The One Action is part of the Android One program, which means that it's running stock Android, for the most part. Being in the Android One program means that the device should receive at least two years of OS updates and three years of security patches. When we first fired up the One Action and got it set up, a system update started downloading immediately, and that brought the phone up to the December patch level. HMD keeps its Nokia phones pretty up to date as part of the Android One program, so we hope to see Motorola do the same. 

app drawer motorola one action

Running stock Android means that there's no bloat built into the One Action, and in fact, just about every app installed on the device fits on one screen in the app drawer. However, Motorola did bundle one very useful app: Moto Actions. Motorola phones are known for their wide array of supported gestures, and being part of Android One doesn't preclude the One Action from that. These gestures have been around since the original Moto X in 2013, and they're a key to how Motorola differentiates itself. 

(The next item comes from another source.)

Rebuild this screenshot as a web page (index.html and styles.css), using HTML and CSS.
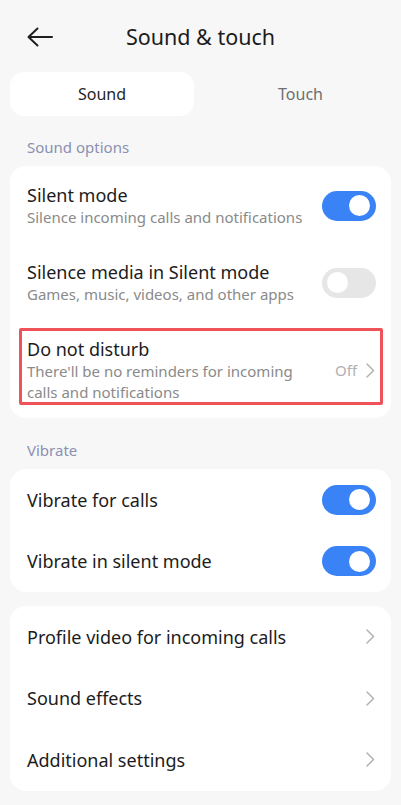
FILE: index.html
```html
<!DOCTYPE html>
<html lang="en">
<head>
    <meta charset="UTF-8">
    <meta name="viewport" content="width=device-width, initial-scale=1.0">
    <title>Sound &amp; touch</title>
    <link rel="stylesheet" href="styles.css">
</head>
<body>
    <header class="topbar">
        <button class="back" aria-label="Back">
            <svg width="26" height="20" viewBox="0 0 26 20">
                <path d="M1.5 10H25M10.5 1.5L1.5 10l9 8.5" fill="none" stroke="#1f1f1f" stroke-width="2" stroke-linecap="round" stroke-linejoin="round"/>
            </svg>
        </button>
        <h1>Sound &amp; touch</h1>
    </header>

    <nav class="tabs">
        <div class="tab active">Sound</div>
        <div class="tab">Touch</div>
    </nav>

    <div class="section-label">Sound options</div>
    <section class="card">
        <div class="row">
            <div class="text">
                <div class="title">Silent mode</div>
                <div class="sub">Silence incoming calls and notifications</div>
            </div>
            <span class="toggle on"></span>
        </div>
        <div class="row">
            <div class="text">
                <div class="title">Silence media in Silent mode</div>
                <div class="sub">Games, music, videos, and other apps</div>
            </div>
            <span class="toggle"></span>
        </div>
        <div class="row marked">
            <div class="text">
                <div class="title">Do not disturb</div>
                <div class="sub">There'll be no reminders for incoming calls and notifications</div>
            </div>
            <span class="value">Off</span>
            <svg class="chevron" width="9" height="15" viewBox="0 0 9 15"><path d="M1 1l6.5 6.5L1 14" fill="none" stroke="#b3b3b3" stroke-width="1.5" stroke-linecap="round" stroke-linejoin="round"/></svg>
            <span class="highlight"></span>
        </div>
    </section>

    <div class="section-label">Vibrate</div>
    <section class="card">
        <div class="row single">
            <div class="title">Vibrate for calls</div>
            <span class="toggle on"></span>
        </div>
        <div class="row single">
            <div class="title">Vibrate in silent mode</div>
            <span class="toggle on"></span>
        </div>
    </section>

    <section class="card spaced">
        <div class="row single">
            <div class="title">Profile video for incoming calls</div>
            <svg class="chevron" width="9" height="15" viewBox="0 0 9 15"><path d="M1 1l6.5 6.5L1 14" fill="none" stroke="#b3b3b3" stroke-width="1.5" stroke-linecap="round" stroke-linejoin="round"/></svg>
        </div>
        <div class="row single">
            <div class="title">Sound effects</div>
            <svg class="chevron" width="9" height="15" viewBox="0 0 9 15"><path d="M1 1l6.5 6.5L1 14" fill="none" stroke="#b3b3b3" stroke-width="1.5" stroke-linecap="round" stroke-linejoin="round"/></svg>
        </div>
        <div class="row single">
            <div class="title">Additional settings</div>
            <svg class="chevron" width="9" height="15" viewBox="0 0 9 15"><path d="M1 1l6.5 6.5L1 14" fill="none" stroke="#b3b3b3" stroke-width="1.5" stroke-linecap="round" stroke-linejoin="round"/></svg>
        </div>
    </section>
</body>
</html>
```

FILE: styles.css
```css
body, html {
    margin: 0;
    padding: 0;
}

body {
    background-color: #f7f7f7;
    font-family: "Noto Sans", "Open Sans", sans-serif;
    color: #1c1c1c;
    padding: 0 10px;
}

.topbar {
    height: 72px;
    display: flex;
    align-items: center;
    position: relative;
}

.back {
    border: none;
    background: none;
    padding: 0;
    margin-left: 17px;
    display: flex;
    margin-top: 1px;
}

.topbar h1 {
    position: absolute;
    left: 0;
    right: 0;
    top: 22px;
    text-align: center;
    margin: 0;
    font-size: 21.5px;
    line-height: 30px;
    font-weight: 400;
    pointer-events: none;
}

.tabs {
    display: grid;
    grid-template-columns: 184px 1fr;
    gap: 16px;
}

.tab {
    height: 44px;
    display: flex;
    align-items: center;
    justify-content: center;
    font-size: 16px;
    color: #6e6e6e;
    border-radius: 14px;
}

.tab.active {
    background: white;
    color: #1f1f1f;
}

.section-label {
    padding: 21px 17px 9px;
    line-height: 20px;
    font-size: 15px;
    color: #8a90b3;
}

.card + .section-label {
    padding-top: 22px;
}

.card {
    background: white;
    border-radius: 16px;
}

.card.spaced {
    margin-top: 14px;
}

.row {
    display: flex;
    align-items: center;
    padding: 17px 15px 15px 17px;
    position: relative;
}

.row.single {
    padding-top: 0;
    padding-bottom: 0;
    height: 61.5px;
}

.text {
    flex: 1;
}

.title {
    flex: 1;
    font-size: 18px;
    line-height: 24px;
}

.sub {
    font-size: 15px;
    line-height: 21px;
    color: #8a8a8a;
}

.marked .text {
    padding-right: 30px;
}

.value {
    font-size: 15px;
    color: #b0b0b0;
    margin-right: 9px;
}

.chevron {
    flex: none;
    margin-right: 1px;
}

.toggle {
    flex: none;
    width: 54px;
    height: 30px;
    border-radius: 15px;
    background: #e6e6e6;
    position: relative;
}

.toggle::after {
    content: "";
    position: absolute;
    top: 4.5px;
    left: 5px;
    width: 21px;
    height: 21px;
    border-radius: 50%;
    background: white;
}

.toggle.on {
    background: #3a83f6;
}

.toggle.on::after {
    left: auto;
    right: 6px;
}

/* red marker drawn over the Do not disturb row */
.highlight {
    position: absolute;
    left: 9px;
    right: 8px;
    top: 8px;
    bottom: 13px;
    border: 3px solid #ef5258;
    border-radius: 2px;
    pointer-events: none;
}
```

screenshot moto actions display motorola one action
Left: Gesture Navigation, Right: Moto Display

Camera Interface

Lastly, let's look at the camera UI, which is a pretty no-frills affair. In the settings, you can set the capture resolution for both still photos and videos. For still photos, aspect ratios include 21:9, 16:9, and 4:3, with the full-sized images being 4:3 with a resolution of 4096x3072, which works out to just over 12 megapixels. Everything else is a factor of the native resolution with the width always holding at 4096. 

For video on the traditional camera, 720p HD, 1080p Full HD, and 2160p Ultra HD resolutions are supported in either 16:9 or 21:9 aspect ratios on the traditional camera. Unfortunately, only 16:9 1080p can capture at 60 frames per second, which is a small disappointment. We had hoped that the Action Camera would be able to capture 120 frames per second, since that's the same number of pixels as 4K at 30 fps. Having either slow-motion videos or very high frame rate video at normal speed would have been nice additions for such a low-cost device, but it was not meant to be. 

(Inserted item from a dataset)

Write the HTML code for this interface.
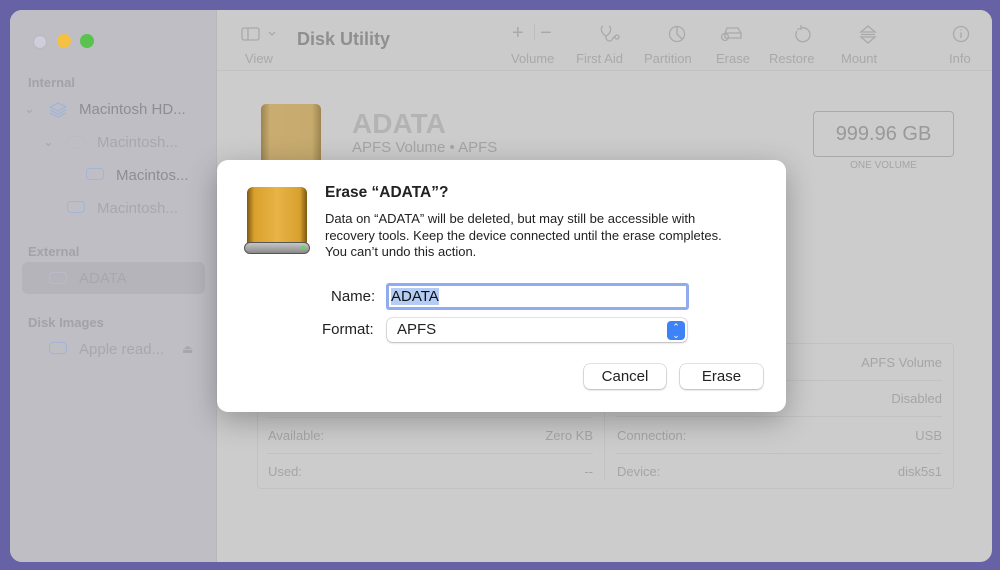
<!DOCTYPE html>
<html><head><meta charset="utf-8"><style>
*{margin:0;padding:0;box-sizing:border-box}
body{width:1000px;height:570px;background:#6761a6;font-family:"Liberation Sans",sans-serif;position:relative;overflow:hidden}
.win{position:absolute;left:10px;top:10px;width:982px;height:552px;border-radius:12px;overflow:hidden;background:#cccccc}
.side{position:absolute;left:0;top:0;width:207px;height:552px;background:#bfbec4;border-right:1px solid #b8b8bc}
.a{position:absolute;white-space:nowrap}
.sh{font-size:13px;color:#a3a2a9;font-weight:bold}
.si{font-size:15px;color:#8e8d93}
.si2{font-size:15px;color:#a8a7ae}
.tb{position:absolute;left:207px;top:0;right:0;height:61px;border-bottom:1px solid #c2c2c2;background:#cbcbcb}
.tl{font-size:13px;color:#a9a9a9}
.ic{stroke:#a9a9a9;fill:none;stroke-width:1.3}
.gr{font-size:13px;color:#a5a5a5}
.dlg{position:absolute;left:217px;top:160px;width:569px;height:252px;background:#fff;border-radius:11px;box-shadow:0 8px 30px rgba(0,0,0,.28)}
.btn{position:absolute;height:25px;border-radius:6px;background:#fff;box-shadow:0 0 0 .5px rgba(0,0,0,.2),0 1px 2px rgba(0,0,0,.2);font-size:15px;color:#222;text-align:center;line-height:25px}
.ln{position:absolute;height:1px;background:#c2c2c2;width:326px}
</style></head><body>
<div class="win">
 <div class="side">
  <div class="a" style="left:23px;top:25px;width:14px;height:14px;border-radius:50%;background:#cfcdd9;border:1px solid #b8b6c6"></div>
  <div class="a" style="left:47px;top:24px;width:14px;height:14px;border-radius:50%;background:#f5c143"></div>
  <div class="a" style="left:70px;top:24px;width:14px;height:14px;border-radius:50%;background:#5ac34f"></div>
  <div class="a sh" style="left:18px;top:65px">Internal</div>
  <div class="a si2" style="left:14px;top:91px;font-size:13px">⌄</div>
  <svg class="a" style="left:38px;top:91px" width="20" height="18"><path d="M10 2 L18 6 L10 10 L2 6Z M2 9 L10 13 L18 9 M2 12 L10 16 L18 12" stroke="#a3b4d8" fill="none" stroke-width="1.3"/></svg>
  <div class="a si" style="left:69px;top:91px">Macintosh HD...</div>
  <div class="a si2" style="left:33px;top:124px;font-size:13px">⌄</div>
  <div class="a" style="left:57px;top:126px;width:18px;height:12px;border:1.3px solid #b9bcc8;border-radius:4px"></div>
  <div class="a si2" style="left:87px;top:124px">Macintosh...</div>
  <div class="a" style="left:76px;top:158px;width:18px;height:12px;border:1.3px solid #a3b4d8;border-radius:4px"></div>
  <div class="a si" style="left:106px;top:157px">Macintos...</div>
  <div class="a" style="left:57px;top:191px;width:18px;height:12px;border:1.3px solid #a3b4d8;border-radius:4px"></div>
  <div class="a si2" style="left:87px;top:190px">Macintosh...</div>
  <div class="a sh" style="left:18px;top:234px">External</div>
  <div class="a" style="left:12px;top:252px;width:183px;height:32px;border-radius:6px;background:#b5b4ba"></div>
  <div class="a" style="left:39px;top:262px;width:18px;height:12px;border:1.3px solid #b9bcc8;border-radius:4px"></div>
  <div class="a si2" style="left:69px;top:260px">ADATA</div>
  <div class="a sh" style="left:18px;top:305px">Disk Images</div>
  <div class="a" style="left:39px;top:332px;width:18px;height:12px;border:1.3px solid #a3b4d8;border-radius:4px"></div>
  <div class="a si2" style="left:69px;top:331px">Apple read...</div>
  <div class="a si2" style="left:172px;top:332px;font-size:12px">⏏</div>
 </div>
 <div class="tb">
  <svg class="a" style="left:24px;top:16px" width="40" height="16"><rect x="1" y="2" width="17" height="12" rx="2" class="ic"/><path d="M7 2V14" class="ic"/><path d="M28 6l3 3 3-3" class="ic"/></svg>
  <div class="a tl" style="left:28px;top:41px">View</div>
  <div class="a" style="left:80px;top:19px;font-size:18px;font-weight:bold;color:#8f8f8f">Disk Utility</div>
  <div class="a" style="left:295px;top:12px;font-size:20px;color:#a9a9a9">+</div>
  <div class="a" style="left:317px;top:14px;width:1px;height:16px;background:#bdbdbd"></div>
  <div class="a" style="left:323px;top:12px;font-size:20px;color:#a9a9a9">−</div>
  <div class="a tl" style="left:294px;top:41px">Volume</div>
  <svg class="a" style="left:382px;top:14px" width="24" height="20"><path d="M4 2C1 4 2 9 7 12C12 9 13 4 10 2M7 12V14C8 18 13 18 14 14L16 12" class="ic"/><circle cx="18" cy="13" r="2" class="ic"/></svg>
  <div class="a tl" style="left:359px;top:41px">First Aid</div>
  <svg class="a" style="left:450px;top:14px" width="20" height="20"><circle cx="10" cy="10" r="7.5" class="ic"/><path d="M10 2.5V10L15 15" class="ic"/></svg>
  <div class="a tl" style="left:427px;top:41px">Partition</div>
  <svg class="a" style="left:503px;top:15px" width="24" height="18"><path d="M5 8 L7 3 H18 L21 8 V13 H5Z M5 8H21" class="ic"/><circle cx="5" cy="12" r="3.5" class="ic" fill="#cbcbcb"/></svg>
  <div class="a tl" style="left:499px;top:41px">Erase</div>
  <svg class="a" style="left:575px;top:14px" width="20" height="20"><path d="M5 7A7 7 0 1 0 9 4 M9 1V5H5" class="ic"/></svg>
  <div class="a tl" style="left:552px;top:41px">Restore</div>
  <svg class="a" style="left:641px;top:14px" width="20" height="22"><path d="M3 8L10 2 17 8Z M3 13L10 19 17 13Z M3 10.5H17" class="ic"/></svg>
  <div class="a tl" style="left:624px;top:41px">Mount</div>
  <svg class="a" style="left:734px;top:14px" width="20" height="20"><circle cx="10" cy="10" r="7.5" class="ic"/><path d="M10 8.5V14M10 5.5V6.5" class="ic"/></svg>
  <div class="a tl" style="left:732px;top:41px">Info</div>
 </div>
 <div class="a" style="left:251px;top:94px;width:60px;height:70px;border-radius:5px;background:linear-gradient(90deg,#9c8550,#c8ac70 15%,#c6aa6e 85%,#9c8550)"></div>
 <div class="a" style="left:342px;top:98px;font-size:28px;font-weight:bold;color:#b3b3b3">ADATA</div>
 <div class="a" style="left:342px;top:129px;font-size:15px;color:#a5a5a5">APFS Volume • APFS</div>
 <div class="a" style="left:803px;top:101px;width:141px;height:46px;border:1px solid #a9a9a9;border-radius:4px;text-align:center;line-height:44px;font-size:20px;color:#999">999.96 GB</div>
 <div class="a" style="left:803px;top:150px;width:141px;text-align:center;font-size:10px;color:#a5a5a5">ONE VOLUME</div>
 <div class="a" style="left:247px;top:333px;width:697px;height:146px;border:1px solid #c2c2c2;border-radius:4px"></div>
 <div class="a" style="left:594px;top:340px;width:1px;height:130px;background:#c2c2c2"></div>
 <div class="ln" style="left:257px;top:407px"></div>
 <div class="ln" style="left:257px;top:443px"></div>
 <div class="ln" style="left:606px;top:370px"></div>
 <div class="ln" style="left:606px;top:406px"></div>
 <div class="ln" style="left:606px;top:443px"></div>
 <div class="a gr" style="left:258px;top:418px">Available:</div>
 <div class="a gr" style="right:399px;top:418px">Zero KB</div>
 <div class="a gr" style="left:258px;top:454px">Used:</div>
 <div class="a gr" style="right:399px;top:454px">--</div>
 <div class="a gr" style="right:50px;top:345px">APFS Volume</div>
 <div class="a gr" style="right:50px;top:381px">Disabled</div>
 <div class="a gr" style="left:607px;top:418px">Connection:</div>
 <div class="a gr" style="right:50px;top:418px">USB</div>
 <div class="a gr" style="left:607px;top:454px">Device:</div>
 <div class="a gr" style="right:50px;top:454px">disk5s1</div>
</div>
<div class="dlg">
 <div class="a" style="left:30px;top:27px;width:60px;height:62px;border-radius:6px 6px 3px 3px;background:linear-gradient(90deg,#7a5a10,#d9a02e 12%,#e8b445 50%,#d9a02e 88%,#7a5a10)"></div>
 <div class="a" style="left:27px;top:82px;width:66px;height:12px;border-radius:6px;background:linear-gradient(#c6c6c6,#8a8a8a);border:1px solid #555"></div>
 <div class="a" style="left:84px;top:86px;width:4px;height:4px;border-radius:50%;background:#5d5"></div>
 <div class="a" style="left:108px;top:24px;font-size:15.5px;font-weight:bold;color:#222">Erase “ADATA”?</div>
 <div class="a" style="left:108px;top:51px;font-size:13px;line-height:16.5px;color:#222">Data on “ADATA” will be deleted, but may still be accessible with<br>recovery tools. Keep the device connected until the erase completes.<br>You can’t undo this action.</div>
 <div class="a" style="left:114px;top:128px;font-size:15px;color:#222">Name:</div>
 <div class="a" style="left:169px;top:123px;width:303px;height:27px;border:3px solid #91abf0;border-radius:3px;background:#fff"></div>
 <div class="a" style="left:174px;top:128px;font-size:15px;color:#111;background:#b5cdf5;line-height:17px">ADATA</div>
 <div class="a" style="left:105px;top:161px;font-size:15px;color:#222">Format:</div>
 <div class="a" style="left:170px;top:158px;width:300px;height:24px;border-radius:5px;background:#fff;box-shadow:0 0 0 .5px rgba(0,0,0,.2),0 1px 2px rgba(0,0,0,.2)"></div>
 <div class="a" style="left:180px;top:161px;font-size:15px;color:#222">APFS</div>
 <div class="a" style="left:450px;top:161px;width:18px;height:19px;border-radius:4px;background:#3d82f6;color:#fff;font-size:9px;line-height:8px;text-align:center;padding-top:2px">⌃<br>⌄</div>
 <div class="btn" style="left:367px;top:204px;width:82px">Cancel</div>
 <div class="btn" style="left:463px;top:204px;width:83px">Erase</div>
</div>
</body></html>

screenshot camera options motorola one action
Camera Options on the Motorola One Action

The Action Camera is limited to either 16:9 or 21:9 Full HD, but at least 60 fps is still an option for 16:9 videos. The wide angle lens has a full 117 degrees of horizontal view, which captures a large area without having to stand back really far from the action, much like a GoPro without having to hang on to a separate camera. This camera also has a magic trick: videos are always in landscape orientation with this camera regardless of how we hold the phone. The software accomplishes this by cropping the square 16 megapixel sensor differently depending on the phone's orientation when recording begins. We'd love to see this on more phones, actually. It's a simple yet useful feature. 

screenshot uncropped action camera motorola one action
Action Camera in vertical orientation

When holding the phone horizontally, the Action Camera's video fills the screen, so it's easy to see what the sensor picked up. When holding the phone vertically, however, the on-screen video was kind of tiny. For its intended use of strapping the camera to yourself or something else and capturing video as you do other things, this is not a problem whatsoever. More often than not, the Action Camera's target audience is too busy doing whatever it is they're recording to look at the screen, anyway.